> **Exercise**
Copy the data that follows, character for character, minus the pictures.

> **Dataset content**
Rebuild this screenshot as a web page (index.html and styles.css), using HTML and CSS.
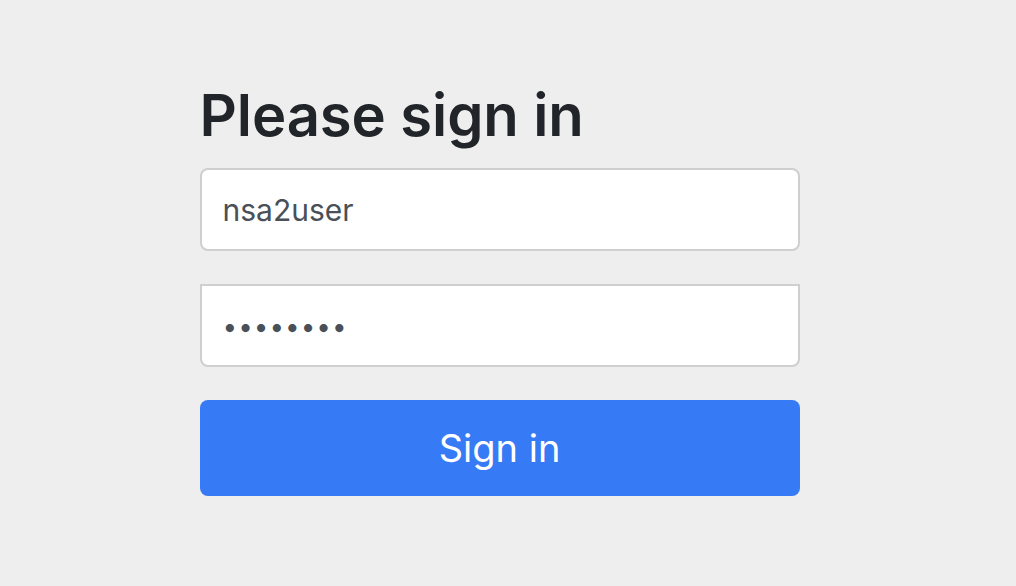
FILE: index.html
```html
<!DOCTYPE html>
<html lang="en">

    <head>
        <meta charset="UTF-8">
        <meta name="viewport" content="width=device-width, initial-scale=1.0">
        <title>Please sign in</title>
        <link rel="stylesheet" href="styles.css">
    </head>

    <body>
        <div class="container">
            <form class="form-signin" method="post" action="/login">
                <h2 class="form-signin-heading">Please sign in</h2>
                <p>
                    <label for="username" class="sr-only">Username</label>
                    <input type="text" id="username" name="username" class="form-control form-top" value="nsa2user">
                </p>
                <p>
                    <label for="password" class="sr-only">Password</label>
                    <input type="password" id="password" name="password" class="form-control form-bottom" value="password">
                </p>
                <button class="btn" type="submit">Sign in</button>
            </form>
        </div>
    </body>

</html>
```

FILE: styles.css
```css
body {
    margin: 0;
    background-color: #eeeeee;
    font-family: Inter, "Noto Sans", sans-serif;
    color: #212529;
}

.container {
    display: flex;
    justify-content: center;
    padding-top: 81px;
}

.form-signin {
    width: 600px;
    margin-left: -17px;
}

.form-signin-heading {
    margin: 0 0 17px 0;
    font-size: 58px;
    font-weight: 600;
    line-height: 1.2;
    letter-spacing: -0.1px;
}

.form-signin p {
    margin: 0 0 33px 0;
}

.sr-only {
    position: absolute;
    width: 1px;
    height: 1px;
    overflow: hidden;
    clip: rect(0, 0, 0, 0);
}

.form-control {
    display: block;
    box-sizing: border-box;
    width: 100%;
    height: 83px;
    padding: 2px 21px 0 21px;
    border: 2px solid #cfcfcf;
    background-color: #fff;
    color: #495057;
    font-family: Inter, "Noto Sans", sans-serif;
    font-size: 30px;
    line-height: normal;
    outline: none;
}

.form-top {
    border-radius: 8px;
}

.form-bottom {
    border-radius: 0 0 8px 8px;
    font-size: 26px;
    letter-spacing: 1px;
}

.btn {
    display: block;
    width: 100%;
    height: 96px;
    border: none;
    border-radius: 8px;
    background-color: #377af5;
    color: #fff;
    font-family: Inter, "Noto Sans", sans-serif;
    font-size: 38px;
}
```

> **Exercise output**
Rebuild this screenshot as a web page (index.html and styles.css), using HTML and CSS.
FILE: index.html
```html
<!DOCTYPE html>
<html lang="en">

    <head>
        <meta charset="UTF-8">
        <meta name="viewport" content="width=device-width, initial-scale=1.0">
        <title>Please sign in</title>
        <link rel="stylesheet" href="styles.css">
    </head>

    <body>
        <div class="container">
            <form class="form-signin" method="post" action="/login">
                <h2 class="form-signin-heading">Please sign in</h2>
                <p>
                    <label for="username" class="sr-only">Username</label>
                    <input type="text" id="username" name="username" class="form-control form-top" value="nsa2user">
                </p>
                <p>
                    <label for="password" class="sr-only">Password</label>
                    <input type="password" id="password" name="password" class="form-control form-bottom" value="password">
                </p>
                <button class="btn" type="submit">Sign in</button>
            </form>
        </div>
    </body>

</html>
```

FILE: styles.css
```css
body {
    margin: 0;
    background-color: #eeeeee;
    font-family: Inter, "Noto Sans", sans-serif;
    color: #212529;
}

.container {
    display: flex;
    justify-content: center;
    padding-top: 81px;
}

.form-signin {
    width: 600px;
    margin-left: -17px;
}

.form-signin-heading {
    margin: 0 0 17px 0;
    font-size: 58px;
    font-weight: 600;
    line-height: 1.2;
    letter-spacing: -0.1px;
}

.form-signin p {
    margin: 0 0 33px 0;
}

.sr-only {
    position: absolute;
    width: 1px;
    height: 1px;
    overflow: hidden;
    clip: rect(0, 0, 0, 0);
}

.form-control {
    display: block;
    box-sizing: border-box;
    width: 100%;
    height: 83px;
    padding: 2px 21px 0 21px;
    border: 2px solid #cfcfcf;
    background-color: #fff;
    color: #495057;
    font-family: Inter, "Noto Sans", sans-serif;
    font-size: 30px;
    line-height: normal;
    outline: none;
}

.form-top {
    border-radius: 8px;
}

.form-bottom {
    border-radius: 0 0 8px 8px;
    font-size: 26px;
    letter-spacing: 1px;
}

.btn {
    display: block;
    width: 100%;
    height: 96px;
    border: none;
    border-radius: 8px;
    background-color: #377af5;
    color: #fff;
    font-family: Inter, "Noto Sans", sans-serif;
    font-size: 38px;
}
```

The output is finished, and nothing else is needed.